In its afterword, the book says, “If a nation heavily exports oil – Nigeria, Russia, Mexico, Norway, the Gulf States, Iran – it is doomed to underachieve. When an economy can generate wealth so easily, even if that wealth only flows to a small oligarchy, a country can get lazy, thinking that riches will forever flow naturally to it.
“Political scientists call this the ‘paradox of plenty.’ And on the pitch these countries lack a winning temperament and an innovative mind-set. No oil-rich state has made it to the semifinals.”
You can quarrel with Foer all day, but the 92-year-old history of the World Cup is on his side as is the history, to a large extent, of the African Nations Cup. The top two record winners are Egypt (seven times) and Cameroon (five times).

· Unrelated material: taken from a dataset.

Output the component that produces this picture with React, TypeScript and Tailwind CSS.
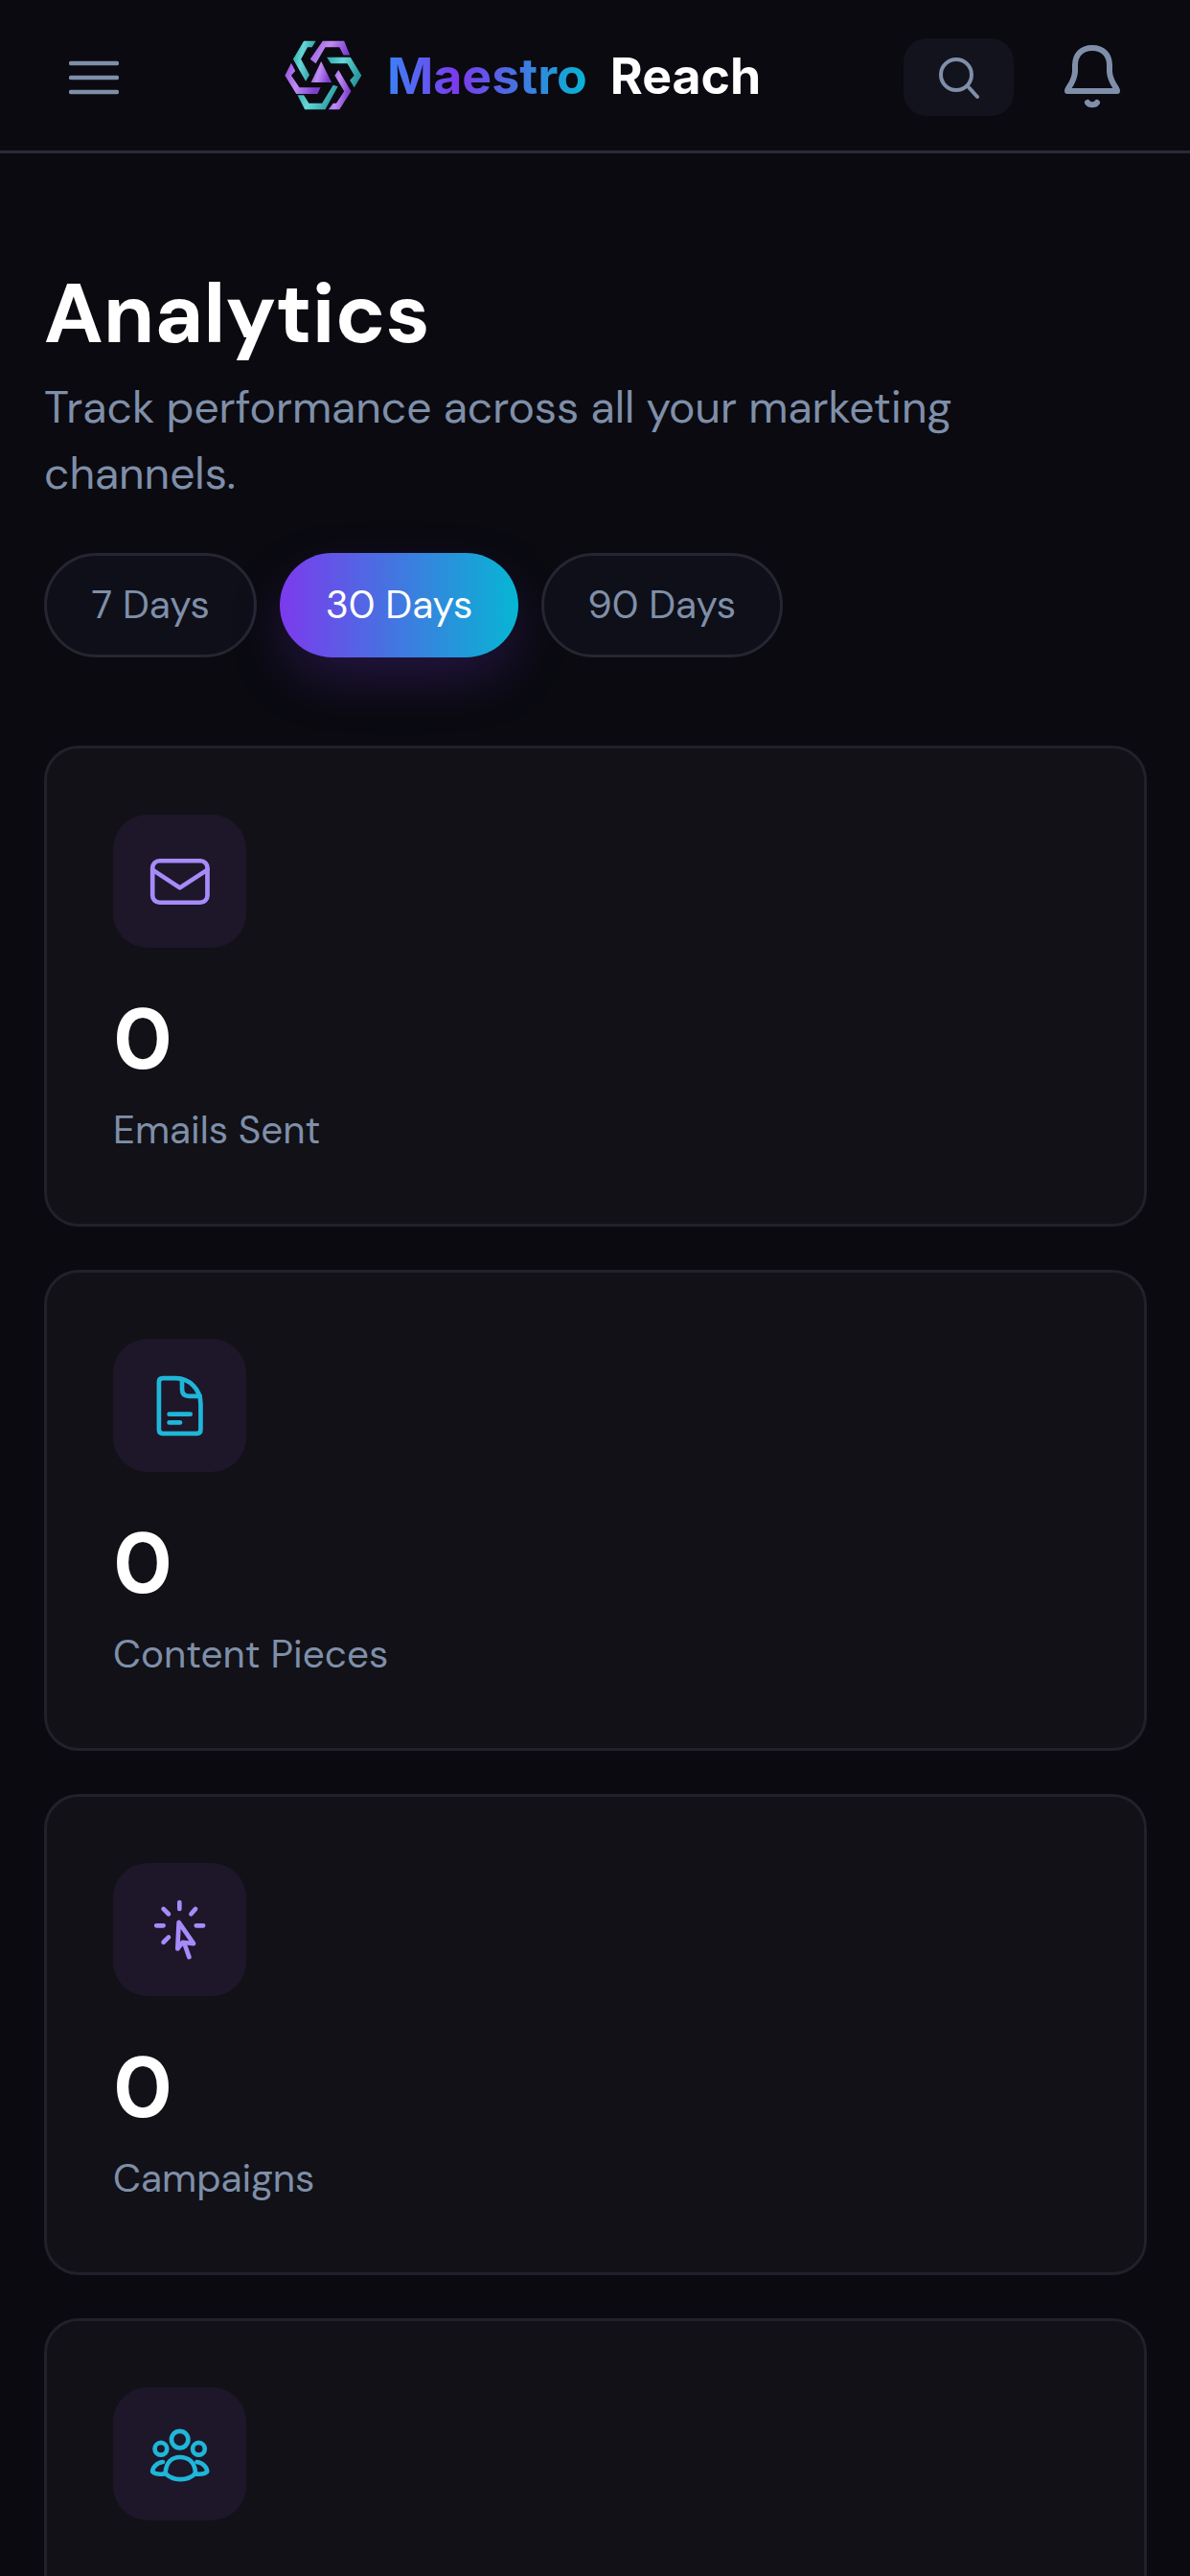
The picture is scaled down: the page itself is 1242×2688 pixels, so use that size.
const sans = "font-['DM_Sans','Inter',sans-serif]";

function Logo() {
  return (
    <svg width="81" height="73" viewBox="52 38 244 222" className="shrink-0">
      <defs>
        <linearGradient id="teal" x1="0" y1="0" x2="1" y2="0.3">
          <stop offset="0" stopColor="#2aa8aa" />
          <stop offset="0.45" stopColor="#66d6d6" />
          <stop offset="1" stopColor="#2a9aa0" />
        </linearGradient>
        <linearGradient id="purple" x1="0" y1="0" x2="1" y2="0.3">
          <stop offset="0" stopColor="#8f4fe0" />
          <stop offset="0.5" stopColor="#c08cf2" />
          <stop offset="1" stopColor="#7e3fd0" />
        </linearGradient>
      </defs>
      <polygon fill="url(#teal)" points="112,40 150,40 138,60 124,60 103,98 130,148 118,168 78,98" />
      <polygon fill="url(#purple)" points="172,40 240,40 258,85 238,85 225,60 180,60 150,112 132,98" />
      <polygon fill="url(#teal)" points="185,92 260,92 295,150 272,188 258,165 272,150 250,112 198,112" />
      <polygon fill="url(#purple)" points="222,132 262,200 225,258 190,258 205,238 215,238 240,200 210,150" />
      <polygon fill="url(#teal)" points="92,212 112,212 128,238 170,238 205,180 220,185 180,258 115,258" />
      <polygon fill="url(#purple)" points="72,110 85,135 72,150 98,188 165,188 155,208 88,208 52,150" />
      <polygon fill="url(#purple)" points="167,105 200,172 135,172" />
    </svg>
  );
}

function Header() {
  return (
    <header className="h-[160px] border-b-[3px] border-[#2a2a3a] flex items-center pl-[72px]">
      <svg width="52" height="36" viewBox="0 0 52 36" className="shrink-0 mt-[4px]">
        <g stroke="#7f8fa9" strokeWidth="4.5" strokeLinecap="round">
          <path d="M2 3H50" />
          <path d="M2 18H50" />
          <path d="M2 33H50" />
        </g>
      </svg>
      <div className="ml-[173px]">
        <Logo />
      </div>
      <div className="ml-[26px] flex text-[51.8px] font-bold leading-[60px] font-['Inter',sans-serif] w-[400px] whitespace-nowrap">
        <span className="bg-[linear-gradient(90deg,#3b82f6,#7c3aed_35%,#06b6d4)] bg-clip-text text-transparent">Maestro</span>
        <span className="ml-[24px] text-white">Reach</span>
      </div>
      <div className="ml-[139px] mt-[4px] w-[115px] h-[81px] rounded-[24px] bg-[#12131c] flex items-center justify-center shrink-0">
        <svg width="46" height="46" viewBox="0 0 46 46" fill="none" stroke="#7f8fa9" strokeWidth="4" strokeLinecap="round">
          <circle cx="20" cy="20" r="16" />
          <path d="M32 32L42 43" />
        </svg>
      </div>
      <div className="ml-[52px] mt-[2px] shrink-0">
        <svg width="60" height="66" viewBox="0 0 60 66" fill="none" stroke="#7f8fa9" strokeWidth="6" strokeLinecap="round" strokeLinejoin="round">
          <path d="M4 48C4 44 11 40 12 28V21C12 10 19 3 30 3C41 3 48 10 48 21V28C49 40 56 44 56 48Z" />
          <path d="M25 60C27 63 33 63 35 60" />
        </svg>
      </div>
    </header>
  );
}

function Pill({ label, active, pad }: { label: string; active?: boolean; pad: string }) {
  if (active) {
    return (
      <div className={`h-[109px] pt-[2px] ${pad} rounded-full bg-[linear-gradient(90deg,#7c3aed,#06b6d4)] flex items-center justify-center text-white text-[40.5px] shadow-[0_24px_60px_-6px_rgba(124,58,237,0.25)] ${sans}`}>
        {label}
      </div>
    );
  }
  return (
    <div className={`h-[109px] pt-[2px] ${pad} rounded-full border-[3px] border-[#252632] bg-[#0e0f18] flex items-center justify-center text-[#7f8fa9] text-[40.5px] ${sans}`}>
      {label}
    </div>
  );
}

function IconBox({ viewBox, color, children }: { viewBox: string; color: string; children: React.ReactNode }) {
  return (
    <div className="w-[139px] h-[139px] rounded-[36px] bg-[#1d1729]">
      <svg width="139" height="139" viewBox={viewBox} fill="none" stroke={color} strokeWidth="14" strokeLinecap="round" strokeLinejoin="round">
        {children}
      </svg>
    </div>
  );
}

function Card({ icon, label }: { icon: React.ReactNode; label?: string }) {
  return (
    <section className="h-[502px] shrink-0 rounded-[36px] border-[3px] border-[#20212a] bg-[#111117] pl-[69px] pt-[69px]">
      {icon}
      {label && (
        <>
          <div className={`mt-[51px] text-[88px] leading-[90px] font-bold text-white ${sans}`}>0</div>
          <div className={`mt-[20px] text-[40.5px] leading-[60px] text-[#7f8fa9] ${sans}`}>{label}</div>
        </>
      )}
    </section>
  );
}

export default function App() {
  return (
    <div className="h-[2688px] w-[1242px] overflow-hidden bg-[#0a0a10]">
      <Header />
      <main className="pl-[46px] pr-[45px] pt-[120px] flex flex-col">
        <h1 className={`text-[87px] leading-[96px] font-bold text-white ${sans}`}>Analytics</h1>
        <p className={`mt-[15px] text-[46.2px] leading-[68.5px] text-[#7f8fa9] w-[1000px] ${sans}`}>
          Track performance across all your marketing channels.
        </p>
        <div className="mt-[49px] flex gap-[24px]">
          <Pill label="7 Days" pad="px-[46.5px]" />
          <Pill label="30 Days" active pad="px-[47.5px]" />
          <Pill label="90 Days" pad="px-[45.5px]" />
        </div>
        <div className="mt-[92px] flex flex-col gap-[45px]">
          <Card
            label="Emails Sent"
            icon={
              <IconBox viewBox="55 60 415 415" color="#a78bfa">
                <rect x="178" y="204" width="171" height="130" rx="22" />
                <path d="M178 232L263 288L349 232" />
              </IconBox>
            }
          />
          <Card
            label="Content Pieces"
            icon={
              <IconBox viewBox="55 55 415 415" color="#1fb6d9">
                <path d="M198 190Q198 178 210 178H250C295 178 328 215 328 258V338Q328 350 316 350H210Q198 350 198 338Z" />
                <path d="M270 182V212Q270 234 292 234H326" />
                <path d="M230 290H296" />
                <path d="M230 316H264" />
              </IconBox>
            }
          />
          <Card
            label="Campaigns"
            icon={
              <IconBox viewBox="55 65 415 415" color="#a78bfa">
                <path d="M262 188V208M212 208L228 224M312 208L298 224M190 260H212M314 260H336M212 312L228 296" />
                <path d="M260 250L256 332L272 312L306 316Z" />
                <path d="M278 318L292 358" />
              </IconBox>
            }
          />
          <Card
            icon={
              <IconBox viewBox="55 72 415 415" color="#1fb6d9">
                <circle cx="263" cy="235" r="26" />
                <circle cx="204" cy="264" r="19" />
                <circle cx="322" cy="264" r="19" />
                <path d="M218 340C220 305 240 290 263 290C290 290 310 305 312 340C290 365 240 365 218 340Z" />
                <path d="M210 305C190 308 178 322 178 335C185 342 200 344 216 342" />
                <path d="M316 305C336 308 348 322 348 335C341 342 326 344 310 342" />
              </IconBox>
            }
          />
        </div>
      </main>
    </div>
  );
}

Ghana is next with four wins – and then, oil happened. In fact, as if in a homage to Foer about oil’s debilitating effect on the brain, out of the 14 previous AFCON winners only two – Nigeria and Algeria – are major oil exporting countries.
While the superstitious are blaming Buhari’s call for the Super Eagles defeat and the religious minded are improvising moral lessons from it and a large tribe of fans are simply angry at a missed opportunity to escape their current economic misery, this might just be a good time to begin to ask for and do what needs to be done if we want a different outcome in future.
The Cameroun outing was a defeat foretold, but Nigeria does not have to be an eternal hostage to the paradox of plenty. And Brazil, a major producer, resource-rich and record five times winner of the World Cup (though not a heavy oil exporter), has demonstrated it is possible to beat the paradox of plenty.
A good place to start remaking the story would be to revamp the domestic league. Nations that do well in soccer – and indeed in other competitive sports – tend to have a fairly well organised and managed domestic league, which attracts talents from home and abroad. In its current form, Nigeria’s domestic league is a confluence of government’s inefficiency and a playground for desperate, raw talents.
Seventeen out of the 20 clubs in Nigeria’s Premier League, for example, are owned by state governments. This is a reversal of the trend in the heyday of soccer when leading clubs such as Stationery Stores, Bendel Insurance, IICC Shooting Stars, Abiola Babes, Ranchers Bees, BCC Lions, Mighty Jets, were private concerns, with Rangers International of Enugu being the notable exception.
Over the years, the corrupt hands of government and politics have infiltrated the game, creating a cesspool of patronage and corruption. It’s time to free the space.
The national team has benefited from the infusion of talents playing in foreign leagues, especially in Europe, staving off what could have been a more rapid decline of the game. But without a largely privately managed and truly professional domestic league, the pipeline for talent supply would continue to shrivel and the growth of the game stunted.
Soccer is a tribal game, but even tribes bend to market rules. As things are today, local conditions are not only hostile to these rules, entrenched state interests abhor them.
Unless something is done immediately, Cameroun won’t be the last heartbreak story.